Film Review: Sometime, Sometime (2020)

As the charmingly meandering title suggests, Sometime, Sometime is not a film packed with action sequences nor any devious dramatic plot twists. It is the type of film that strives to emulate the rhythm, subtleties and nuances of our everyday life. It opens with a rather mundane yet amusing sequence of a middle-aged man rushing for the elevator as his companion lags behind. Subsequent scenes follow such a tone, incorporating the uneventful every day; teenagers loitering outside a store, characters discussing matters over meals or working their rather unexciting jobs. Though my initial description of the film may come off as dull, beneath the mundane surface is a film with a strong thematic core, true to life characters with fascinating depth, and gentle humour that is endearingly engaging. 

Sometime, Sometime, is the debut feature of Malaysian filmmaker Jacky Yeap. It focuses on the uneventful adventures of sixteen-year-old Zi Kien, a young teenager stuck in the transitory period between adolescence and adulthood. Having recently completed his final exams in secondary school, he lives in a brief moment of stasis; unable to move ahead to the next stage of his education as his exam results have yet to be released, yet also unable to continue his old lifestyle as a secondary school student. 

In this transitory phase, he is nudged toward the realm of adulthood, made to consider the various aspects of his future, as well as take on more ‘adult’ responsibilities such as a part-time job and learning how to drive, but perhaps the most fascinating part of Zi Kien’s journey is the look into his evolving relationships with the adult figures in his life, particularly with his mother. 

When Zi Kien comes to realise that his mother, played by the illustrious Tan Chui Mui, has found herself a new lover, he begins to have a greater awareness of her. A particularly striking sequence in the film involves Zi Kien sneakily following his mother and her boyfriend as they head into a hotel to enjoy the privacy of a closed door, and later in the film, a somewhat Freudian tinged sequence occurs with Zi Kien looking over his mother and then going on to stroke her hair as she lies seemingly inebriated after an intoxicating drinking session. The twist of this moment is when Zi Kien’s mother, aware of her son’s growing fascination decides to cut her hair the very next day, creating an interesting dynamic and tension between mother and son. 

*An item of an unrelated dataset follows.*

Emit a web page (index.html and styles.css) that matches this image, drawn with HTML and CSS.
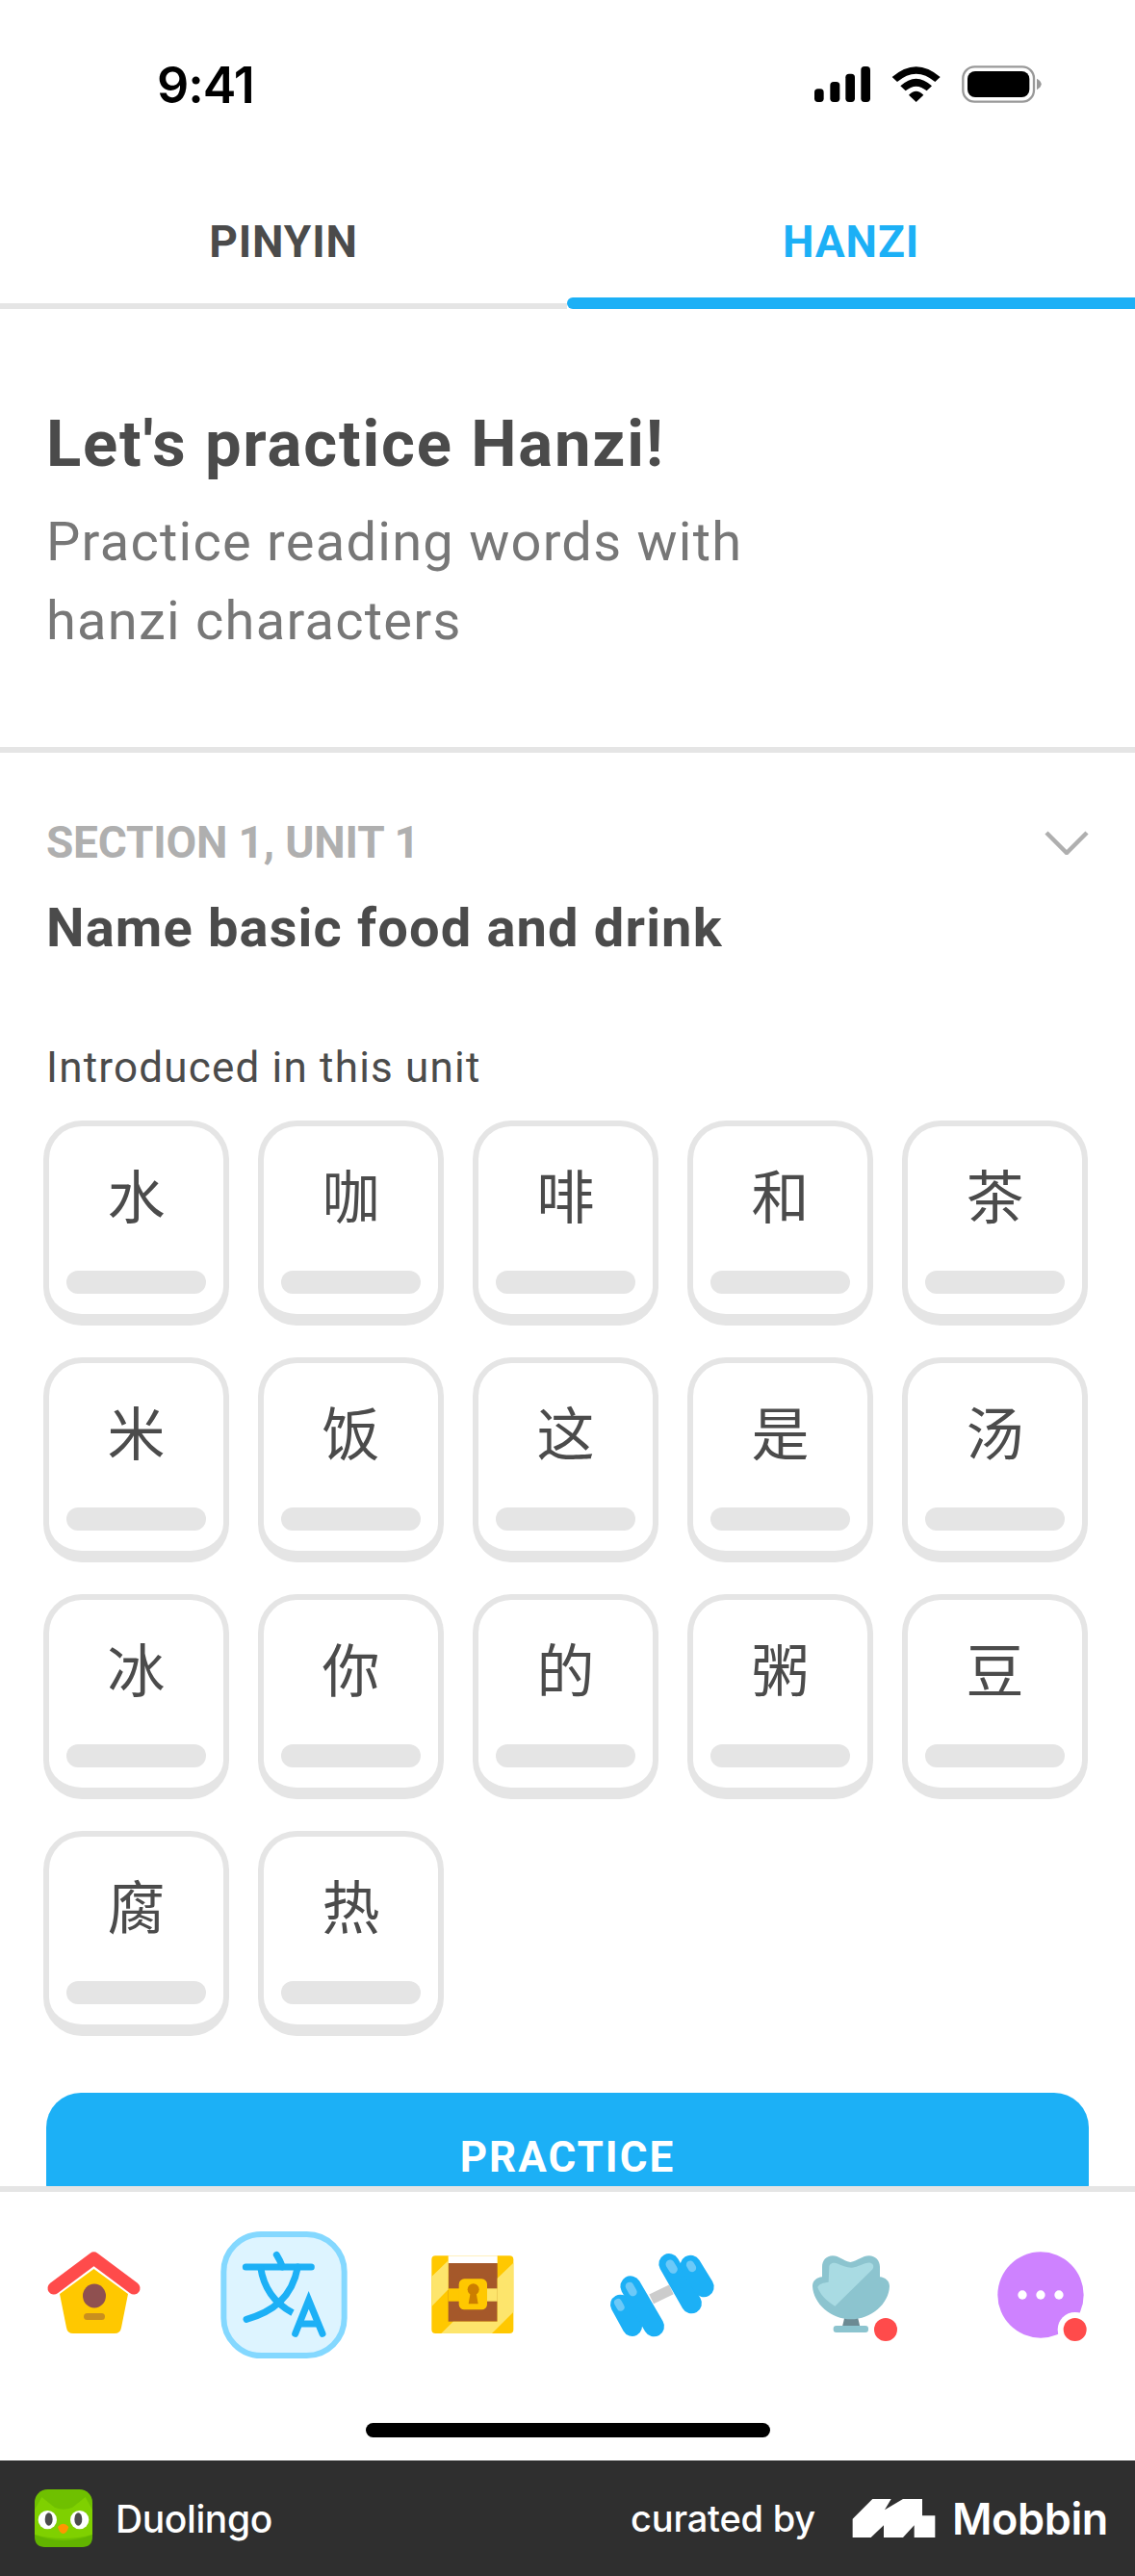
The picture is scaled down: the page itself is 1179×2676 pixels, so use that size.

Though the ground that Sometime, Sometime treads is not particularly new, what makes it a standout work is the way the film takes this typical coming-of-age premise and transforms it into an experience that stands on its own. The various parts of Zi Kien’s life and world that may appear fascinating and distant at the start, perhaps due to cultural differences, or the initial need to get to know the characters, eventually turns into comforting familiarity, as if one has known these characters for a very long time, perhaps somewhat mirroring how Zi Kien’s relationship with his mother which eventually eases into mutual understanding and normalcy.

It is also undoubtedly helped by Sometime, Sometime's incorporation of balanced humour and interesting moments, such as a subplot involving vehicles getting repeatedly wrecked in a certain parking lot, and well-written characters with much emotional depth that are performed with a great deal of believability. Despite being more than 10 years older than his on-screen role, Jacky Yeap's performance as Zi Kien is astonishingly believable. Though I must confess that his rather weary-looking eyes did give him a little away. 

With the slice-of-life pacing, the everyday scenes that are allowed to linger, the rich performances that capture the nuances of everyday life, and the rather plain aesthetics that seemingly aims to capture moments rather than beautify, Sometime, Sometime is an insightful film that delves into the subtle shifts in relations between parent and child, as well as the disorientation and slight unease of a teenager as he transitions and begins to integrate into society. Its depiction of such is done with such clarity that I could not help but recall my own muddled adolescence.